In a wedding industry valued in lakhs of crores and growing at 25% per annum, and in a sector that makes up almost 20% of all wedding expenses, wedding photography and videography are perched on a ride that is slated to go higher and higher over the next few decades. No doubt the user-friendly digital nature of the beast has something to do with its popularity. The first D-SLR that could also shoot video was introduced by Nikon in 2008 with the D90, and by 2010, film and television productions began extensively using HDSLRs (which allow one to interchange lenses) as a viable alternative to their 35mm film format. Nikon, which had a 29% market share of D-SLR cameras in 2008 and now stands at 55% in the same category, offers cameras that range from Rs 22,250 to 5,24,950 (body only) and expects to sell 3 lakh units this year, says Sajjan Kumar, vice president – imaging division, Nikon India.
Canon, another popular brand with videographers, is also aggressively pursuing expansion plans in India: last month, the company announced its 100th store in India and its aim to achieve an overall target of 45% market share in D-SLR during April – June 2013, with a 21% higher average selling price from the previous year. Buoyed by demand, Vu Technologies – launched by Devita Saraf, daughter of Rajkumar Saraf, CEO of Zenith Computers – also recently announced India’s first 3D video camera, offering full high-definition 1080p videos.
Sure, films of this quality come at a price – TWF could charge anything from Rs 5 lakhs to 50 lakhs depending on the number of days, persons and events involved; Mili Ghosh charges from US$ 20,000 to US$ 70,000 (not including hotels and flights) – but there are others who’d do it for less, for just the fun of it.
Tanveer Singh, the young co-founder of Colorblind Production, was a techie in Sapient with a nine-to-five job and a penchant for creating videos in his free time when he connected with a Facebook friend who was a 3D animation expert. The two shot a wedding film ‘for free’ just to see how it would turn out – and were subsequently flooded with requests to film weddings.

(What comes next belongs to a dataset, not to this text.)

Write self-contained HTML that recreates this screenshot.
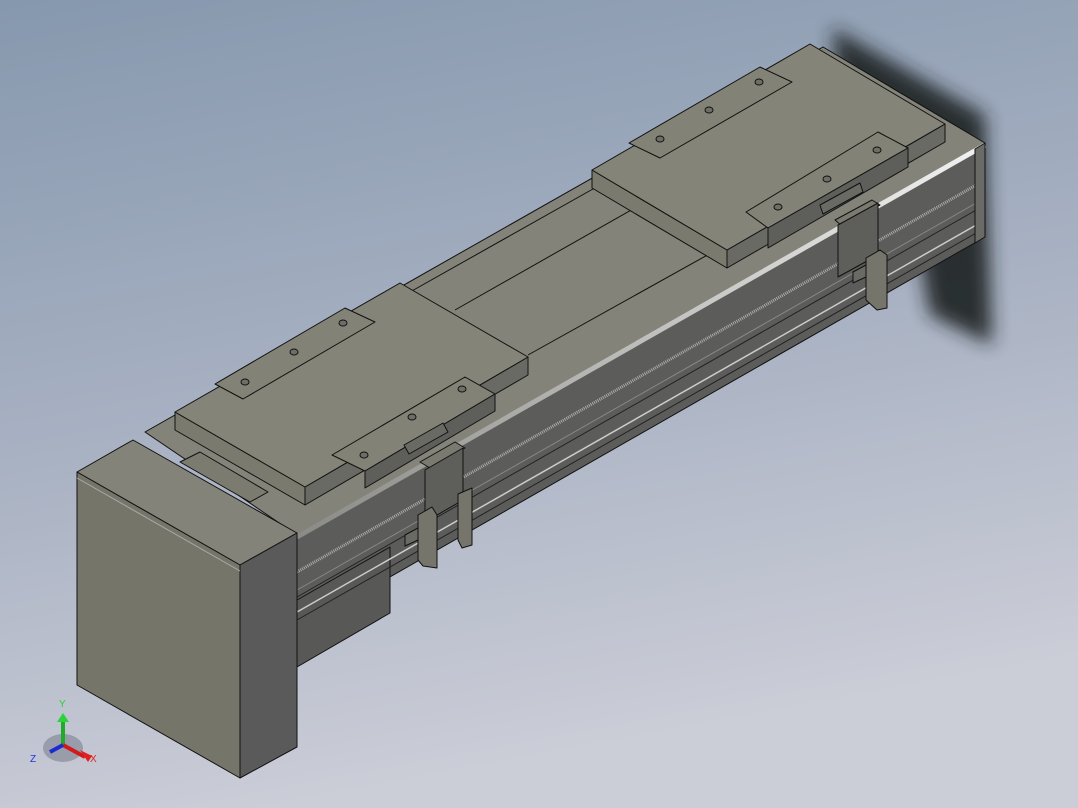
<!DOCTYPE html>
<html><head><meta charset="utf-8"><style>
html,body{margin:0;padding:0;width:1078px;height:808px;overflow:hidden}
svg{display:block}
</style></head><body>
<svg width="1078" height="808" viewBox="0 0 1078 808" xmlns="http://www.w3.org/2000/svg">
<defs>
<linearGradient id="bg" x1="0" y1="0" x2="0.25" y2="1">
<stop offset="0" stop-color="#8698ae"/><stop offset="0.55" stop-color="#a9b2c3"/><stop offset="1" stop-color="#cbcdd7"/>
</linearGradient>
<filter id="bl" x="-30%" y="-30%" width="160%" height="160%"><feGaussianBlur stdDeviation="9"/></filter>
<linearGradient id="hl" x1="0" y1="0" x2="0" y2="1"><stop offset="0" stop-color="#f2f2f2"/><stop offset="1" stop-color="#8a8a86"/></linearGradient>
</defs>
<rect width="1078" height="808" fill="url(#bg)"/>
<!-- shadow -->
<polygon points="832,28 985,115 992,345 930,315 900,150 840,90" fill="#1e2024" opacity="0.9" filter="url(#bl)"/>
<g stroke="#111" stroke-width="1" stroke-linejoin="round">
<!-- rail top -->
<polygon points="145,432 823,47 985,143 297,535" fill="#848379"/>
<!-- center channel -->
<polyline points="410,292 600,185" fill="none"/>
<polyline points="455,310 640,205" fill="none"/>
<polyline points="528,355 720,248" fill="none"/>
<polygon points="180,462 200,452 268,492 250,502" fill="#7c7b70"/>
<!-- rail front -->
<polygon points="297,535 985,143 985,237 297,630" fill="#5c5c5a"/>
<polygon points="297,600 390,547 390,613 297,667" fill="#585856"/>
<line x1="297" y1="572" x2="985" y2="180" stroke="#aaa" stroke-width="3" stroke-dasharray="1 1"/>
<line x1="297" y1="590" x2="985" y2="198" stroke="#888"/>
<line x1="297" y1="597" x2="985" y2="205" stroke="#222"/>
<line x1="297" y1="612" x2="985" y2="220" stroke="#ccc" stroke-width="1.5"/>
<line x1="297" y1="620" x2="985" y2="228" stroke="#222"/>
<line x1="297" y1="537" x2="985" y2="145" stroke="url(#hl)" stroke-width="5"/>
<polygon points="975,149 985,143 985,237 975,243" fill="#6a6a66"/>
<!-- end cap -->
<polygon points="77,472 133,440 297,533 240,565" fill="#848379"/>
<polygon points="77,472 240,565 240,778 77,685" fill="#76756a"/>
<polygon points="240,565 297,533 297,747 240,778" fill="#5a5a5a"/>
<line x1="77" y1="478" x2="240" y2="571" stroke="#aaa" stroke-width="1"/>
<!-- left plate -->
<polygon points="175,412 305,487 305,505 175,430" fill="#7a7a6e"/>
<polygon points="305,487 528,357 528,375 305,505" fill="#6a6a64"/>
<polygon points="175,412 400,283 528,357 305,487" fill="#858479"/>
<polygon points="215,384 345,308 375,322 243,399" fill="#838277"/>
<polygon points="332,455 465,377 495,394 365,471" fill="#838277"/>
<polygon points="365,471 495,394 495,411 365,488" fill="#5e5e5a"/>
<!-- right plate -->
<polygon points="592,170 727,250 727,268 592,188" fill="#7a7a6e"/>
<polygon points="727,250 945,124 945,142 727,268" fill="#6a6a64"/>
<polygon points="592,170 810,44 945,124 727,250" fill="#858479"/>
<polygon points="629,143 760,67 792,82 660,158" fill="#838277"/>
<polygon points="746,212 878,132 908,148 768,228" fill="#838277"/>
<polygon points="768,228 908,148 908,167 768,248" fill="#5e5e5a"/>
<!-- holes -->
<g fill="#6f6e66">
<ellipse cx="245" cy="382" rx="4" ry="3"/><ellipse cx="294" cy="352" rx="4" ry="3"/><ellipse cx="343" cy="323" rx="4" ry="3"/>
<ellipse cx="364" cy="455" rx="4" ry="3"/><ellipse cx="412" cy="417" rx="4" ry="3"/><ellipse cx="462" cy="389" rx="4" ry="3"/>
<ellipse cx="660" cy="139" rx="4" ry="3"/><ellipse cx="709" cy="110" rx="4" ry="3"/><ellipse cx="759" cy="82" rx="4" ry="3"/>
<ellipse cx="778" cy="207" rx="4" ry="3"/><ellipse cx="827" cy="179" rx="4" ry="3"/><ellipse cx="877" cy="150" rx="4" ry="3"/>
</g>
<!-- left bracket -->
<polygon points="404,445 443,423 448,432 409,454" fill="#6a6a64"/>
<polygon points="420,462 455,442 465,448 430,468" fill="#7a7a70"/>
<polygon points="425,470 463,448 463,500 425,522" fill="#5e5e5a"/>
<polygon points="418,515 432,507 437,515 437,568 423,566 418,560" fill="#76756c"/>
<polygon points="458,494 472,488 472,545 462,548 458,540" fill="#76756c"/>
<polygon points="405,535 418,528 418,540 405,546" fill="#6a6a64"/>
<!-- right bracket -->
<polygon points="820,205 860,183 863,192 823,214" fill="#6a6a64"/>
<polygon points="835,220 872,200 880,205 842,226" fill="#7a7a70"/>
<polygon points="838,225 878,203 878,255 838,277" fill="#5e5e5a"/>
<polygon points="866,258 880,250 887,255 887,308 877,310 866,300" fill="#76756c"/>
<polygon points="853,272 866,265 866,277 853,283" fill="#6a6a64"/>
</g>
<!-- triad -->
<g font-family="Liberation Sans, sans-serif" font-size="10">
<ellipse cx="63" cy="748" rx="20" ry="14" fill="#7d8190" opacity="0.6"/>
<line x1="63" y1="745" x2="63" y2="720" stroke="#1faa2a" stroke-width="4"/>
<polygon points="57,722 69,722 63,713" fill="#2bd23a"/>
<line x1="63" y1="745" x2="85" y2="757" stroke="#d01b1b" stroke-width="4"/>
<polygon points="80,750 88,762 92,756" fill="#e02020"/>
<line x1="63" y1="745" x2="50" y2="752" stroke="#1b2bd0" stroke-width="4"/>
<text x="59" y="707" fill="#2bd23a">Y</text>
<text x="90" y="762" fill="#e02020">X</text>
<text x="30" y="762" fill="#2233dd">Z</text>
</g>
</svg>
</body></html>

Soon, they diversified into music shows such as David Guetta’s three-city India tour, commercials, music videos, small documentaries and corporate presentations for clients such as Disney and MTV. “We obviously had to quit our jobs,” chuckles the Kuwait-born Singh, who has now registered his production house in Delhi having made about 80 films so far, of which 50 were of weddings.
A computer-applications graduate, Singh admits that though wedding videos earn them lesser amounts than the other commercial projects they do (they charge from Rs 10,000 to Rs 5 lakh per wedding for a 25–30 minute video with trailer) they do have several advantages in terms of faster turnover, easy payment terms and the element of celebration and entertainment that come with any Indian wedding.

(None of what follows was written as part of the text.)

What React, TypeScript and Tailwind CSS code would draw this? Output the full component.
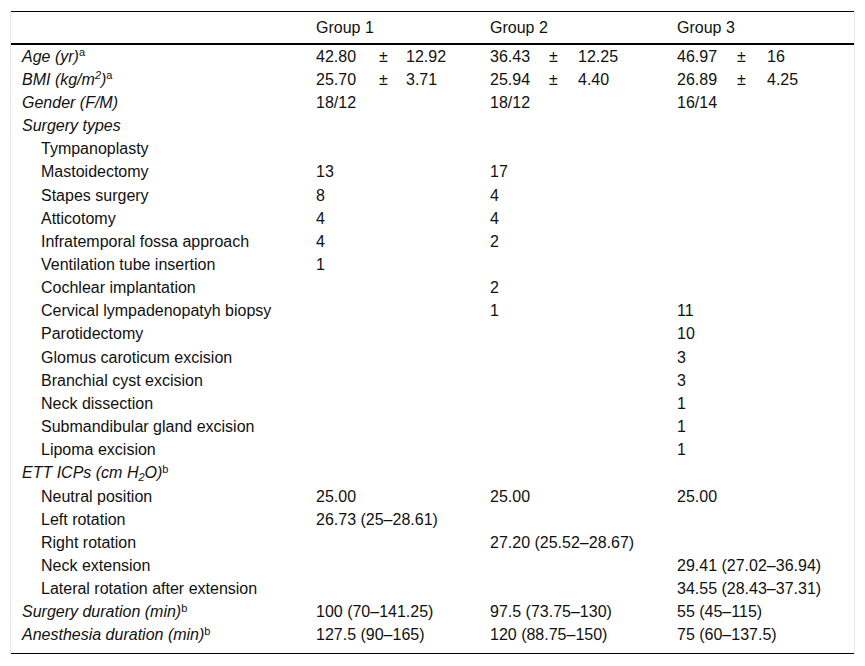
type Cell = React.ReactNode;

const rowData: { label: Cell; indent?: boolean; italic?: boolean; g1?: Cell; g2?: Cell; g3?: Cell }[] = [];

const Sup = ({ children }: { children: React.ReactNode }) => (
  <sup className="not-italic text-[11px]">{children}</sup>
);

const MeanSd = ({ m, sd, w1, w2 }: { m: string; sd: string; w1: number; w2: number }) => (
  <span className="flex">
    <span style={{ width: w1 }}>{m}</span>
    <span style={{ width: w2 }}>±</span>
    <span>{sd}</span>
  </span>
);

rowData.push(
  {
    label: (
      <>
        Age (yr)<Sup>a</Sup>
      </>
    ),
    italic: true,
    g1: <MeanSd m="42.80" sd="12.92" w1={63} w2={27} />,
    g2: <MeanSd m="36.43" sd="12.25" w1={59} w2={29} />,
    g3: <MeanSd m="46.97" sd="16" w1={60} w2={30} />,
  },
  {
    label: (
      <>
        BMI (kg/m<sup className="text-[11px]">2</sup>)<Sup>a</Sup>
      </>
    ),
    italic: true,
    g1: <MeanSd m="25.70" sd="3.71" w1={63} w2={27} />,
    g2: <MeanSd m="25.94" sd="4.40" w1={59} w2={29} />,
    g3: <MeanSd m="26.89" sd="4.25" w1={60} w2={30} />,
  },
  { label: "Gender (F/M)", italic: true, g1: "18/12", g2: "18/12", g3: "16/14" },
  { label: "Surgery types", italic: true },
  { label: "Tympanoplasty", indent: true },
  { label: "Mastoidectomy", indent: true, g1: "13", g2: "17" },
  { label: "Stapes surgery", indent: true, g1: "8", g2: "4" },
  { label: "Atticotomy", indent: true, g1: "4", g2: "4" },
  { label: "Infratemporal fossa approach", indent: true, g1: "4", g2: "2" },
  { label: "Ventilation tube insertion", indent: true, g1: "1" },
  { label: "Cochlear implantation", indent: true, g2: "2" },
  { label: "Cervical lympadenopatyh biopsy", indent: true, g2: "1", g3: "11" },
  { label: "Parotidectomy", indent: true, g3: "10" },
  { label: "Glomus caroticum excision", indent: true, g3: "3" },
  { label: "Branchial cyst excision", indent: true, g3: "3" },
  { label: "Neck dissection", indent: true, g3: "1" },
  { label: "Submandibular gland excision", indent: true, g3: "1" },
  { label: "Lipoma excision", indent: true, g3: "1" },
  {
    label: (
      <>
        ETT ICPs (cm H<sub className="text-[11px]">2</sub>O)<Sup>b</Sup>
      </>
    ),
    italic: true,
  },
  { label: "Neutral position", indent: true, g1: "25.00", g2: "25.00", g3: "25.00" },
  { label: "Left rotation", indent: true, g1: "26.73 (25–28.61)" },
  { label: "Right rotation", indent: true, g2: "27.20 (25.52–28.67)" },
  { label: "Neck extension", indent: true, g3: "29.41 (27.02–36.94)" },
  { label: "Lateral rotation after extension", indent: true, g3: "34.55 (28.43–37.31)" },
  {
    label: (
      <>
        Surgery duration (min)<Sup>b</Sup>
      </>
    ),
    italic: true,
    g1: "100 (70–141.25)",
    g2: "97.5 (73.75–130)",
    g3: "55 (45–115)",
  },
  {
    label: (
      <>
        Anesthesia duration (min)<Sup>b</Sup>
      </>
    ),
    italic: true,
    g1: "127.5 (90–165)",
    g2: "120 (88.75–150)",
    g3: "75 (60–137.5)",
  }
);

const cols = "grid grid-cols-[294px_174px_187px_1fr] pl-[11px]";

export default function App() {
  return (
    <div className="min-h-[666px] bg-white pt-[11px] font-['Liberation_Sans',Arial,sans-serif] text-[16px] text-[#111]">
      <div className="ml-[10px] w-[845px]">
        <div className="border-x border-[#e8e8e8]">
          <div className="border-t border-black">
            {/* header */}
            <div className={`${cols} h-[33px] items-center border-b-2 border-black leading-none`}>
              <div />
              <div>Group 1</div>
              <div>Group 2</div>
              <div>Group 3</div>
            </div>

            {/* body */}
            <div className="pb-[6px]">
              {rowData.map((r, i) => (
                <div key={i} className={`${cols} h-[23.16px] items-center leading-none`}>
                  <div className={`${r.italic ? "italic" : ""} ${r.indent ? "pl-[19px]" : ""} whitespace-nowrap`}>
                    {r.label}
                  </div>
                  <div className="whitespace-nowrap">{r.g1}</div>
                  <div className="whitespace-nowrap">{r.g2}</div>
                  <div className="whitespace-nowrap">{r.g3}</div>
                </div>
              ))}
            </div>
          </div>
        </div>
        <div className="mx-px border-t border-black" />
      </div>
    </div>
  );
}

In Heartbeats by TWF, a slow-motion sequence zooms in on Kanika’s smiling, pretty face as Devrath puts sindoor on her head and her mother breaks out into tears behind them. Above the sentimental Punjabi folk tune, a voice-over by a friend says, “Love requires that you be the greatest person you are capable of being… your own hero and star.” Whether or not love gets you there, the wedding film sure will.